Exercise description
Retype only what runs from the beginning of the data through the line with "for (const y of [-58, 318, 695])"; please omit the pictures and keep every line exact.

Given data
● ● ● ● ●
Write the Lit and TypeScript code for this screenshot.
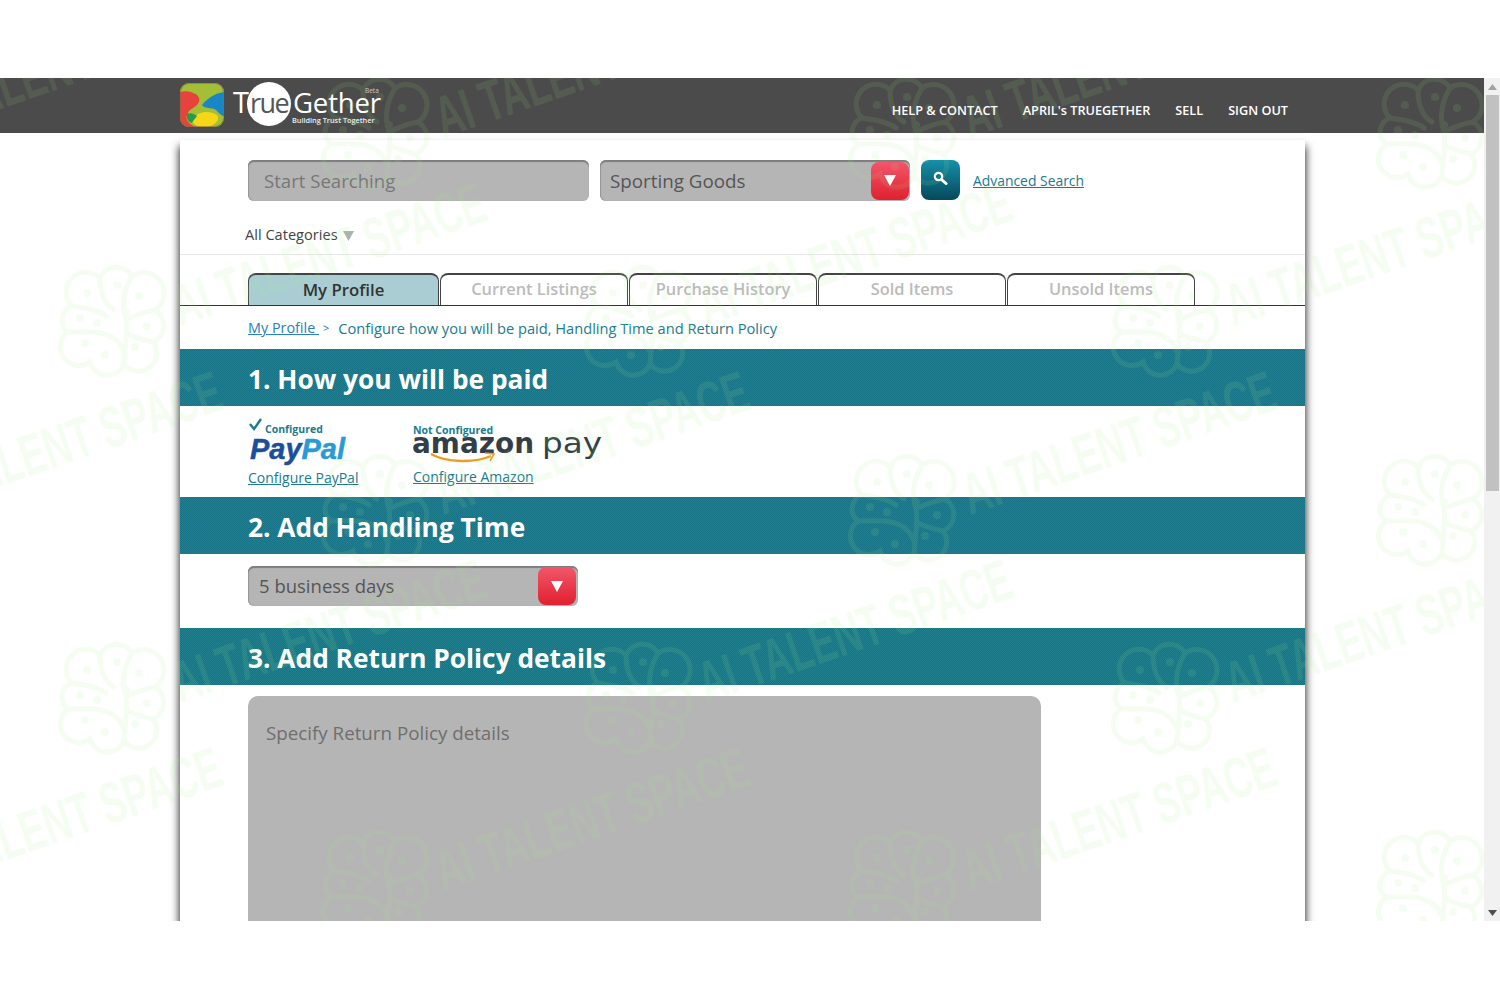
import { LitElement, html, css, svg } from "lit";
import { customElement } from "lit/decorators.js";

const FLOWERS: [number, number][] = [];
for (const y of [130, 507, 883]) for (const x of [-152, 375, 902, 1430]) FLOWERS.push([x, y - 78]);
for (const y of [-58, 318, 695]) for (const x of [112, 638, 1165]) FLOWERS.push([x, y - 78]);

const flower = svg`<g fill="none" stroke-width="5" stroke-linecap="round">
  <path d="M-40,-12 A18,18 0 0 1 -12,-40 A18,18 0 0 1 20,-42 A18,18 0 0 1 43,-8 A18,18 0 0 1 41,24 A18,18 0 0 1 12,46 A18,18 0 0 1 -22,44 A18,18 0 0 1 -44,14 A15,15 0 0 1 -40,-12" />
  <path d="M-12,-40 C-12,-25 -8,-14 2,-8 M20,-42 C10,-25 10,-10 14,2 C16,12 14,22 12,46 M43,-8 C30,-6 22,-2 14,2 M-44,14 C-28,14 -14,12 -2,18 C6,22 10,28 12,34 M-40,-12 C-26,-10 -14,-8 -6,-2 M41,24 C32,22 24,20 16,16" />
  <g fill="currentColor" stroke="none">
    <circle cx="-25" cy="-25" r="4"/><circle cx="5" cy="-33" r="4"/><circle cx="27" cy="-22" r="4"/>
    <circle cx="-32" cy="0" r="4"/><circle cx="14" cy="-5" r="4"/><circle cx="35" cy="8" r="4"/>
    <circle cx="-15" cy="5" r="4"/><circle cx="-27" cy="25" r="4"/><circle cx="-7" cy="37" r="4"/><circle cx="23" cy="29" r="4"/>
  </g></g>`;

const chevron = html`<span class="drop"><svg width="12" height="11" viewBox="0 0 12 11"><path d="M0,0H12L6,11Z" fill="#fff"/></svg></span>`;

@customElement("app-root")
export class AppRoot extends LitElement {
  static styles = css`
    :host { display: block; font-family: "Open Sans", "Noto Sans", sans-serif; background: #fff; height: 1000px; overflow: hidden; }
    .frame { margin-top: 78px; position: absolute; top: 0; left: 0; width: 1500px; height: 843px; display: flex; overflow: hidden; }
    .viewport { position: relative; width: 1484px; height: 843px; overflow: hidden; background: #fff; flex: none; }
    .scrollbar { width: 16px; flex: none; background: #f1f1f1; display: flex; flex-direction: column; align-items: center; }
    .arrow { height: 17px; flex: none; display: flex; align-items: center; justify-content: center; }
    .thumb { width: 13px; height: 396px; background: #c1c1c1; flex: none; margin-left: 1px; }
    .track { flex: 1; }
    header { height: 55px; background: #4b4b4b; display: flex; justify-content: space-between; padding: 0 196px 0 180px; }
    .logo { display: block; }
    nav { display: flex; gap: 25px; align-items: center; padding-top: 8px; }
    nav a { color: #fff; font-size: 12.7px; font-weight: 600; white-space: nowrap; }
    .card { width: 1125px; margin: 7px 0 0 180px; background: #fff; box-shadow: 0 7px 8px 1px rgba(0,0,0,.8); height: 900px; }
    .search { display: flex; padding: 20px 0 0 68px; height: 41px; align-items: stretch; box-sizing: content-box; }
    .field { background: #b5b5b5; border-radius: 6px; box-shadow: inset 0 2px 1px #7d7d7d, inset 1px 0 1px #999; box-sizing: border-box; display: flex; align-items: center; justify-content: space-between; position: relative; }
    .q { width: 341px; padding: 0 0 1px 16px; font-size: 18.6px; color: #777; }
    .sel { width: 310px; margin-left: 11px; padding: 0 1px 0 10px; font-size: 18.8px; color: #555; }
    .drop { width: 38px; height: 38px; border-radius: 8px; background: linear-gradient(#f3566a, #e0202f); display: flex; align-items: center; justify-content: center; flex: none; }
    .go { width: 39px; height: 40px; margin-left: 11px; border-radius: 8px; background: linear-gradient(#1690a8, #07485c); display: flex; align-items: flex-start; justify-content: center; padding-top: 11px; box-sizing: border-box; }
    .adv { margin-left: 13px; align-self: center; font-size: 13.9px; font-weight: 500; color: #1a7a8e; text-decoration: underline; }
    .cats { box-sizing: border-box; padding: 13px 0 0 65px; display: flex; align-items: center; gap: 5px; font-size: 14.6px; color: #444; border-bottom: 1px solid #e8e8e8; height: 54px; line-height: 20px; }
    .cats svg { margin-top: 4px; }
    .tabs { padding: 18px 0 0 68px; display: flex; gap: 1px; border-bottom: 1px solid #333; height: 32px; box-sizing: content-box; }
    .tab { width: 188px; height: 32px; box-sizing: border-box; border: 1px solid #444; border-top-width: 2px; border-bottom: 0; border-radius: 8px 8px 0 0; text-align: center; line-height: 27px; font-size: 16.4px; font-weight: 600; color: #bbb; background: #fff; }
    .tab.active { width: 191px; background: #a9cdd3; color: #333; line-height: 29px; font-size: 16.8px; }
    .crumb { height: 43px; box-sizing: border-box; padding-left: 68px; display: flex; align-items: center; font-size: 14.65px; color: #1a7a8e; }
    .crumb a { color: #2a80b9; text-decoration: underline; white-space: pre; font-size: 14.4px; }
    .crumb i { font-style: normal; font-size: 11px; margin: 0 9px 0 4px; color: #1a7a8e; }
    .bar { height: 57px; box-sizing: border-box; padding: 3px 0 0 68px; display: flex; align-items: center; color: #fff; font-size: 26.3px; font-weight: 700;
      background-color: #1b7a8f; background-image: repeating-conic-gradient(#167285 0 25%, #23808f 0 50%); background-size: 2px 2px; }
    .pay { height: 91px; display: flex; padding-left: 68px; box-sizing: border-box; }
    .p1 { width: 165px; flex: none; }
    .pay a { color: #1a7a8e; text-decoration: underline; font-size: 14px; font-weight: 500; }
    .p1 svg, .p2 svg { display: block; }
    .p2 { flex: none; }
    .p2 a { position: relative; top: -1px; }
    .hand { height: 74px; padding: 12px 0 0 68px; box-sizing: border-box; }
    .hand .field { width: 330px; height: 40px; padding: 0 2px 0 11px; font-size: 18.5px; color: #555; line-height: 38px; }
    .ret { padding: 11px 0 0 68px; }
    .ta { width: 793px; height: 300px; background: #b5b5b5; border-radius: 10px; padding: 24px 18px; box-sizing: border-box; font-size: 18.75px; color: #6f6f6f; }
    .wm { position: absolute; inset: 0; pointer-events: none; color: #a8f58a; opacity: .1; }
    .wm text { font-family: "Liberation Sans", sans-serif; font-weight: 700; font-size: 58px; fill: currentColor; }
    .wm path { stroke: currentColor; }
  `;

  render() {
    return html`
      <div class="frame">
        <div class="viewport">
          <header>
            <svg class="logo" width="205" height="55" viewBox="0 0 205 55">
              <defs><clipPath id="lg"><rect x="0" y="5" width="44" height="44" rx="9"/></clipPath></defs>
              <g clip-path="url(#lg)">
                <rect x="0" y="5" width="44" height="44" fill="#a3bf35"/>
                <path d="M0,14 C10,11 22,17 19,24 C16,30 10,30 8,35 C4,40 8,46 16,49 H0Z" fill="#e8423c"/>
                <path d="M44,14 C34,15 26,22 22,27 C24,31 32,29 36,32 C40,36 42,38 44,38Z" fill="#1b86c7"/>
                <path d="M13,41 C17,33 30,32 37,37 C41,43 33,49 24,49 C18,49 11,46 13,41Z" fill="#f7d517"/>
                <path d="M7,36 C10,34 15,36 17,38 C14,42 12,44 12,45 C8,44 6,40 7,36Z" fill="#2a9a4a"/>
              </g>
              <rect x=".5" y="5.5" width="43" height="43" rx="9" fill="none" stroke="#8a6a4a" stroke-opacity=".6"/>
              <circle cx="89" cy="26" r="22" fill="#fff"/>
              <text x="53" y="35" font-family="'Open Sans',sans-serif" font-size="29" fill="#fff">T</text>
              <text x="70" y="35" font-family="'Open Sans',sans-serif" font-size="27" letter-spacing="-1.5" fill="#555">rue</text>
              <text x="113" y="35" font-family="'Open Sans',sans-serif" font-size="27.6" letter-spacing="-.2" fill="#fff">Gether</text>
              <text x="185" y="15" font-family="'Open Sans',sans-serif" font-size="6.5" fill="#ccc">Beta</text>
              <text x="112" y="45" font-family="'Open Sans',sans-serif" font-size="7.3" font-weight="600" fill="#eee">Building Trust Together</text>
            </svg>
            <nav><a>HELP &amp; CONTACT</a><a>APRIL's TRUEGETHER</a><a>SELL</a><a>SIGN OUT</a></nav>
          </header>
          <main class="card">
            <div class="search">
              <div class="field q">Start Searching</div>
              <div class="field sel">Sporting Goods ${chevron}</div>
              <div class="go"><svg width="15" height="15" viewBox="0 0 15 15"><circle cx="5.5" cy="5.5" r="3.7" fill="none" stroke="#fff" stroke-width="2.2"/><path d="M8.5,8.5 L13,12.5" stroke="#fff" stroke-width="3" stroke-linecap="round"/></svg></div>
              <a class="adv">Advanced Search</a>
            </div>
            <div class="cats">All Categories <svg width="11" height="10" viewBox="0 0 11 10"><path d="M0,0H11L5.5,10Z" fill="#a9b3ad"/></svg></div>
            <div class="tabs">
              <div class="tab active">My Profile</div>
              <div class="tab">Current Listings</div>
              <div class="tab">Purchase History</div>
              <div class="tab">Sold Items</div>
              <div class="tab">Unsold Items</div>
            </div>
            <div class="crumb"><a>My Profile </a><i>&gt;</i>Configure how you will be paid, Handling Time and Return Policy</div>
            <div class="bar">1. How you will be paid</div>
            <div class="pay">
              <div class="p1">
                <svg width="120" height="60" viewBox="0 0 120 60">
                  <path d="M2,18 L6,23 L13,13" fill="none" stroke="#1a7a8e" stroke-width="2.4"/>
                  <text x="17" y="27" font-family="'Open Sans',sans-serif" font-size="10.5" font-weight="700" fill="#1a7a8e">Configured</text>
                  <text x="2" y="53" font-family="'Liberation Sans',sans-serif" font-size="29" font-weight="700" font-style="italic" stroke-width=".5" textLength="95" lengthAdjust="spacingAndGlyphs"><tspan fill="#1b4f9c" stroke="#1b4f9c">Pay</tspan><tspan fill="#2a9ad6" stroke="#2a9ad6">Pal</tspan></text>
                </svg>
                <a>Configure PayPal</a>
              </div>
              <div class="p2">
                <svg width="195" height="60" viewBox="0 0 195 60">
                  <text x="0" y="28" font-family="'Open Sans',sans-serif" font-size="10.5" font-weight="700" fill="#1a7a8e">Not Configured</text>
                  <text x="-1" y="47" font-family="'DejaVu Sans',sans-serif" font-size="29" font-weight="700" fill="#333e48" textLength="122" lengthAdjust="spacingAndGlyphs">amazon</text>
                  <text x="129" y="47" font-family="'DejaVu Sans',sans-serif" font-size="29" fill="#333e48" textLength="60" lengthAdjust="spacingAndGlyphs">pay</text>
                  <path d="M18,48 C34,57 62,57 78,50" fill="none" stroke="#f29a1f" stroke-width="2.4"/>
                  <path d="M72,47 L81,48 L77,55" fill="none" stroke="#f29a1f" stroke-width="1.6"/>
                </svg>
                <a>Configure Amazon</a>
              </div>
            </div>
            <div class="bar">2. Add Handling Time</div>
            <div class="hand"><div class="field">5 business days ${chevron}</div></div>
            <div class="bar">3. Add Return Policy details</div>
            <div class="ret"><div class="ta">Specify Return Policy details</div></div>
          </main>
          <svg class="wm" width="1484" height="843" viewBox="0 0 1484 843">
            ${FLOWERS.map(([x, y]) => svg`<g transform="translate(${x} ${y})">${flower}
              <text transform="translate(68 8) rotate(-19)" textLength="328" lengthAdjust="spacingAndGlyphs">AI TALENT SPACE</text></g>`)}
          </svg>
        </div>
        <div class="scrollbar">
          <div class="arrow"><svg width="9" height="6" viewBox="0 0 9 6"><path d="M0,6H9L4.5,0Z" fill="#a3a3a3"/></svg></div>
          <div class="thumb"></div>
          <div class="track"></div>
          <div class="arrow"><svg width="9" height="6" viewBox="0 0 9 6"><path d="M0,0H9L4.5,6Z" fill="#505050"/></svg></div>
        </div>
      </div>
    `;
  }
}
● ● ● ● ●
Result for this exercise
Write the Lit and TypeScript code for this screenshot.
import { LitElement, html, css, svg } from "lit";
import { customElement } from "lit/decorators.js";

const FLOWERS: [number, number][] = [];
for (const y of [130, 507, 883]) for (const x of [-152, 375, 902, 1430]) FLOWERS.push([x, y - 78]);
for (const y of [-58, 318, 695]) for (const x of [112, 638, 1165]) FLOWERS.push([x, y - 78]);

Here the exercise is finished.